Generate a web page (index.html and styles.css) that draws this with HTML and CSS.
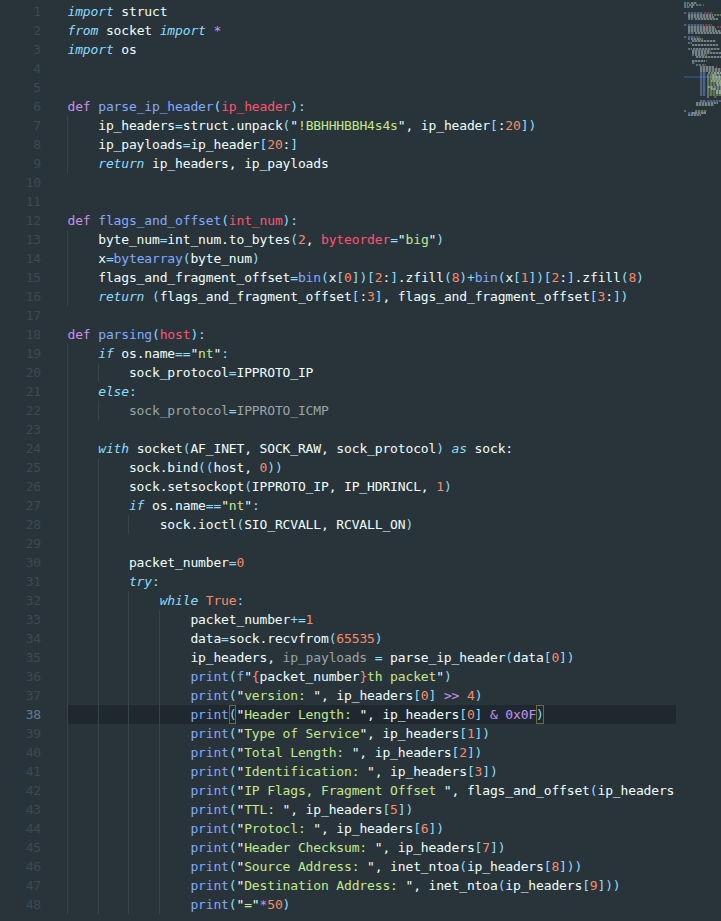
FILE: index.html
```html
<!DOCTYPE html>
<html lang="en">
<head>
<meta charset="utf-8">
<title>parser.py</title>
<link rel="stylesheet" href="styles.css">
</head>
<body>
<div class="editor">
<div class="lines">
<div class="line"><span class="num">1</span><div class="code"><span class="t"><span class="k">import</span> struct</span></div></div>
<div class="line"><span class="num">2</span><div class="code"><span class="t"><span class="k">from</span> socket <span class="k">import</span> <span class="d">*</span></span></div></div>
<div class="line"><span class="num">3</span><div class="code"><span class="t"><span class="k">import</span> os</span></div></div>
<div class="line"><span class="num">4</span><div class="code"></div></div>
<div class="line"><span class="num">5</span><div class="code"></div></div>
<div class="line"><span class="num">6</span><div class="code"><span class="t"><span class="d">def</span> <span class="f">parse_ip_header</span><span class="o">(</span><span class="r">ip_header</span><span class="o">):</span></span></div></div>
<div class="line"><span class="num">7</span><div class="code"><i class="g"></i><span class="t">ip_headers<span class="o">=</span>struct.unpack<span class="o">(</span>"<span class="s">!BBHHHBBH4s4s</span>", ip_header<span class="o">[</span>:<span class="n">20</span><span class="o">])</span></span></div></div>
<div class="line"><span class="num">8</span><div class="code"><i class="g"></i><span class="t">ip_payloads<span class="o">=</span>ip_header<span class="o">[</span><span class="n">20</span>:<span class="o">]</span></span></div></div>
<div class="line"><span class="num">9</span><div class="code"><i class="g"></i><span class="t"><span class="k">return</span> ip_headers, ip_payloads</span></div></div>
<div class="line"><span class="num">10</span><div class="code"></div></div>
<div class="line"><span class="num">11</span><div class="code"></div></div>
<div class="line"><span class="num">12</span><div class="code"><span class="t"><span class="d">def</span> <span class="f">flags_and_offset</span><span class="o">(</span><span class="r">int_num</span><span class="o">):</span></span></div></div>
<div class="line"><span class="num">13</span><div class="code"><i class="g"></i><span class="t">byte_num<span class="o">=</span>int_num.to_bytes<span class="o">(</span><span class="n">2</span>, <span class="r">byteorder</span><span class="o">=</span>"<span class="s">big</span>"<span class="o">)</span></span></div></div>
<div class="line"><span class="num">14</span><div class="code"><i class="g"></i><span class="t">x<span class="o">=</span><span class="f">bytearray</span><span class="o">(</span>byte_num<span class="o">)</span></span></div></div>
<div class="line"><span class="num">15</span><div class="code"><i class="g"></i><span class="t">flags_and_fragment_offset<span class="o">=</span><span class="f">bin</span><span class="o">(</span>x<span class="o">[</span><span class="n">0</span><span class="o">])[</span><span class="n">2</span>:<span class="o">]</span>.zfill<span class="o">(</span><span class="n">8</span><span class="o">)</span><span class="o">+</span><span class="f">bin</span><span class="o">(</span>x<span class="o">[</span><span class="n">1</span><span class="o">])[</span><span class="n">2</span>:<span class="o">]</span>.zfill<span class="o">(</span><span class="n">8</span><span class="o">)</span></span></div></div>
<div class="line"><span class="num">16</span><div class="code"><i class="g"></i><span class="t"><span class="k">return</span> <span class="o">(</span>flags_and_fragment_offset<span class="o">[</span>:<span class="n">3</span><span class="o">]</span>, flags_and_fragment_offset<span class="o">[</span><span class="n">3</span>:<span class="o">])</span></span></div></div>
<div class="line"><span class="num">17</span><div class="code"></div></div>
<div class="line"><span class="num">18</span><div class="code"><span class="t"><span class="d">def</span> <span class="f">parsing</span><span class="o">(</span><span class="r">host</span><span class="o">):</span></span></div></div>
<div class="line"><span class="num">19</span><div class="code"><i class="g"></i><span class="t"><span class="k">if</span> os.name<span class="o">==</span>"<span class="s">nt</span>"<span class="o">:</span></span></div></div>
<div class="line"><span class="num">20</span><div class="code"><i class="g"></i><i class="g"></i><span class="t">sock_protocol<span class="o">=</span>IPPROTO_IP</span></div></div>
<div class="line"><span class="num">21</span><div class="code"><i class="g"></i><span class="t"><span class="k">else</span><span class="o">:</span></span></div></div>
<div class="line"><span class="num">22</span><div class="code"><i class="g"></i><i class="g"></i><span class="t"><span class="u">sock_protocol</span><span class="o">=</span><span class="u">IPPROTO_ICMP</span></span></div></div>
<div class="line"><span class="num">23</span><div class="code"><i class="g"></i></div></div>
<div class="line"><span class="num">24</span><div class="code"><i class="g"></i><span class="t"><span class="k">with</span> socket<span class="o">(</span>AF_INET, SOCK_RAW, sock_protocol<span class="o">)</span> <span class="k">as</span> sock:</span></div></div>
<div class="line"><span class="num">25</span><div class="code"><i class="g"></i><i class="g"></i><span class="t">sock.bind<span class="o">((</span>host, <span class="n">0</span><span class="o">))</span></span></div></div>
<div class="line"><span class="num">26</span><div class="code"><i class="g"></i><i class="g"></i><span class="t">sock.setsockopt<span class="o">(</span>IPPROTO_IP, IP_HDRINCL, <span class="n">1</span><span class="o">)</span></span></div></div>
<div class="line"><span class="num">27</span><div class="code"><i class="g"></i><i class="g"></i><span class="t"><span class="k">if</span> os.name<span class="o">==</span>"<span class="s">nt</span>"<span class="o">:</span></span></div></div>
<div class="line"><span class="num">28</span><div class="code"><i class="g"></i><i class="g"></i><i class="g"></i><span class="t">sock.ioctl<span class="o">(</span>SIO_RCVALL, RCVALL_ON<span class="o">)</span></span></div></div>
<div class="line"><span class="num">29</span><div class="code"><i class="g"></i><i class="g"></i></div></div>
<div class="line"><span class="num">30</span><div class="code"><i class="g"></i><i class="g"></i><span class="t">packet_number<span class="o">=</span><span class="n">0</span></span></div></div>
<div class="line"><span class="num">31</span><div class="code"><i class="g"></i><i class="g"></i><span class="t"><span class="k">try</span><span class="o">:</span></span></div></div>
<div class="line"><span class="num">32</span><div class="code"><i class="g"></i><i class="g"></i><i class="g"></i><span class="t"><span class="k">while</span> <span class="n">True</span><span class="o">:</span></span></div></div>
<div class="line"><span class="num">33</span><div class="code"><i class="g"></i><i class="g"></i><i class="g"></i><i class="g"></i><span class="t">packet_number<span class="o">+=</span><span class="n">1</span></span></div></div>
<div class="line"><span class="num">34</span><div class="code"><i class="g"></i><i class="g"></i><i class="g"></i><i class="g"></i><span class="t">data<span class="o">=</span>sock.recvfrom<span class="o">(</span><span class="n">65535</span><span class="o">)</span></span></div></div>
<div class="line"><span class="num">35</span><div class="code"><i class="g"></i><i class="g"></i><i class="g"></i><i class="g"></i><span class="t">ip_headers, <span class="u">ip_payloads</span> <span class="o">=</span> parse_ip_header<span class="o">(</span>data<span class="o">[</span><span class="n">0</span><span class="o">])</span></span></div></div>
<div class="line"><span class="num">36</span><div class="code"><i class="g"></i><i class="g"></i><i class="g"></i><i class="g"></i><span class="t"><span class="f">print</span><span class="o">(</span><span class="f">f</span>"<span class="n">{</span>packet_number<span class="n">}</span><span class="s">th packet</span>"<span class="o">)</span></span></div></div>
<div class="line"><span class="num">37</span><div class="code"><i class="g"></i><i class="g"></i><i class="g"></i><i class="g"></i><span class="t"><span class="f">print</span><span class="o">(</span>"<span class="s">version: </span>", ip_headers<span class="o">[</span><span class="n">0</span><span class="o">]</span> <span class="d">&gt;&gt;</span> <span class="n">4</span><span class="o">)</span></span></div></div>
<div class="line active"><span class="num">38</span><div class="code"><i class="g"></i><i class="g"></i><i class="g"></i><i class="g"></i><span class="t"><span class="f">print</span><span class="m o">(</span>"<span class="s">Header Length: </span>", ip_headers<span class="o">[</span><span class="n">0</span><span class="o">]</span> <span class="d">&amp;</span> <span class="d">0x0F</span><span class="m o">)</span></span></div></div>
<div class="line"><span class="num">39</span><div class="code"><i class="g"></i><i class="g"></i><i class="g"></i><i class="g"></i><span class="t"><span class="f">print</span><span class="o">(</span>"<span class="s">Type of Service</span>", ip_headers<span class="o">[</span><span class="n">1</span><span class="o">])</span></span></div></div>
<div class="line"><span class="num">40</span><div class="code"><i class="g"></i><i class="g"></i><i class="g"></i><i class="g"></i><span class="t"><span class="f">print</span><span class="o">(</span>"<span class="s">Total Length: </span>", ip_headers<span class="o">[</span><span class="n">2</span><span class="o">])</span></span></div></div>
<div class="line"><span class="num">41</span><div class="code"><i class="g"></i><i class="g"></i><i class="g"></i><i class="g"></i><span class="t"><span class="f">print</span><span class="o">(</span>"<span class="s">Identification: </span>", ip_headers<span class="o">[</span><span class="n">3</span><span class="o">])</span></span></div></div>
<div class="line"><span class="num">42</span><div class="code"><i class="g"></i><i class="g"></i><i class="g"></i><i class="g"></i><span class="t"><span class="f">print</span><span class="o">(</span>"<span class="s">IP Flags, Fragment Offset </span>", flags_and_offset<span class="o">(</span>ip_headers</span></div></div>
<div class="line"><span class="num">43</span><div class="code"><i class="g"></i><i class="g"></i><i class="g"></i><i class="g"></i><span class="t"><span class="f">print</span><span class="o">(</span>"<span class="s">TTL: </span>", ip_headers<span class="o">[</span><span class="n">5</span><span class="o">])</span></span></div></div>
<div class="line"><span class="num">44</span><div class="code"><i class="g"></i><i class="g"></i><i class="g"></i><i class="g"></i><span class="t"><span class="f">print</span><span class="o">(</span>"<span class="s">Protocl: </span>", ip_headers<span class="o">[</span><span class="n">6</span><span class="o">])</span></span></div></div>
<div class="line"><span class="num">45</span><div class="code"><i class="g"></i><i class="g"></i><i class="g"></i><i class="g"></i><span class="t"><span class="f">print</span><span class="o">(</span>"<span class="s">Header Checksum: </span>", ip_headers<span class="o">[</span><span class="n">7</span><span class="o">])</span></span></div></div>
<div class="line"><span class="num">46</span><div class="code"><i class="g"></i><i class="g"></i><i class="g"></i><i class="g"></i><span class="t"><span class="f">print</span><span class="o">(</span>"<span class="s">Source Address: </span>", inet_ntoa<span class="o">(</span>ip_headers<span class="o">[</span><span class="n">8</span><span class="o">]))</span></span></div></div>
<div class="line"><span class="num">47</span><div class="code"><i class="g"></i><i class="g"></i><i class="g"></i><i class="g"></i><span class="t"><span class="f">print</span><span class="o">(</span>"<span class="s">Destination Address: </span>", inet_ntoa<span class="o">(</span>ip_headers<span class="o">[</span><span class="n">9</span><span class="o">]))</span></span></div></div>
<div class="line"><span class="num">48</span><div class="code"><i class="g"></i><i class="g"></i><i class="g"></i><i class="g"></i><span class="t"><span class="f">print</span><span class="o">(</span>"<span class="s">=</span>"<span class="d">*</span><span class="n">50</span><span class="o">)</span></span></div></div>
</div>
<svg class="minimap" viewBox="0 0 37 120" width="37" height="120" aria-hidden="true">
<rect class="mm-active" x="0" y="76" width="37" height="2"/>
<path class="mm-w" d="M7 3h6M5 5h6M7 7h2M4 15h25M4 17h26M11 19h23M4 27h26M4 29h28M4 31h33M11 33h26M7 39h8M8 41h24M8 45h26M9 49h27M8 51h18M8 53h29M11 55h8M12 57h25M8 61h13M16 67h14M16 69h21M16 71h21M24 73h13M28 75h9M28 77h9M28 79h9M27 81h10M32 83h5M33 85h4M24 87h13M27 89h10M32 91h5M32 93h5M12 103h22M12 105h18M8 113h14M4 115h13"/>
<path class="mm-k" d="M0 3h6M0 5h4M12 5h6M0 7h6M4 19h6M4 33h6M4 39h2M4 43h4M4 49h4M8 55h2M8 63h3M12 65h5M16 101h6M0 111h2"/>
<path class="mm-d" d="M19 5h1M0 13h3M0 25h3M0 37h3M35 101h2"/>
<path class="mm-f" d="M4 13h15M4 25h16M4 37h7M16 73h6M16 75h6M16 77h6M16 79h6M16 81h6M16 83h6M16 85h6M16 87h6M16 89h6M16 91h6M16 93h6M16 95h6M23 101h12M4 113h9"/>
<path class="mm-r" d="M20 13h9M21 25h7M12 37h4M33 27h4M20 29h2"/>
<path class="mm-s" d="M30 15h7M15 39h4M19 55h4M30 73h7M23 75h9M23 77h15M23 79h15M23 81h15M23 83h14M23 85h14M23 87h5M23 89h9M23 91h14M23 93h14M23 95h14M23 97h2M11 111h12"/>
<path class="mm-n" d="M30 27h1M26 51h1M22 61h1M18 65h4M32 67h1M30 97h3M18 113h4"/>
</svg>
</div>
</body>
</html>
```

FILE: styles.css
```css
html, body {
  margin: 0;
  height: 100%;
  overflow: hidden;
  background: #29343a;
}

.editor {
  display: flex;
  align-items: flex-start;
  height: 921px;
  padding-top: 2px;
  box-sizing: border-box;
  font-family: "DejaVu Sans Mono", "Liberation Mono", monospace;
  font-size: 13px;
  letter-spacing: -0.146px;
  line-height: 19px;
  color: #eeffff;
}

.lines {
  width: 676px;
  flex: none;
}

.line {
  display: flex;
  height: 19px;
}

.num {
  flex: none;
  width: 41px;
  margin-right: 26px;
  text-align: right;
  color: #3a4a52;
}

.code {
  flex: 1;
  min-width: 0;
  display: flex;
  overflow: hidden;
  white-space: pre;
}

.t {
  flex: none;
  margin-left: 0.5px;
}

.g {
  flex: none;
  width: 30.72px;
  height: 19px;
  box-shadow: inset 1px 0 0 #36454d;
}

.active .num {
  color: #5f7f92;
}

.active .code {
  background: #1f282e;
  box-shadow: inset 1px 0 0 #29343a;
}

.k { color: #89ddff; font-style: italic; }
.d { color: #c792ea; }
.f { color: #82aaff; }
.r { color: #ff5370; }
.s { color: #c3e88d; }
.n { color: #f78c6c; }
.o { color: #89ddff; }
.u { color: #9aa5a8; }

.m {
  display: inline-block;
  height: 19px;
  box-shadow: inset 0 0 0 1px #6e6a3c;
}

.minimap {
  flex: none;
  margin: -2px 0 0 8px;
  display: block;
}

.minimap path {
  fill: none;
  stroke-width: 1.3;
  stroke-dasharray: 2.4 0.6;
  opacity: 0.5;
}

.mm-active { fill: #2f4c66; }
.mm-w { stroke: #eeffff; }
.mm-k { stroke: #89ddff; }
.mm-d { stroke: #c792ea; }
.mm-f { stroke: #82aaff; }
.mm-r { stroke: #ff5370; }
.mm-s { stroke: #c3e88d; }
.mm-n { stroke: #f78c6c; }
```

----------

TASK DIRECTIONS: Count every line in the data where the string "styles" occurs. Give nothing except the number.

TASK RESULT: 3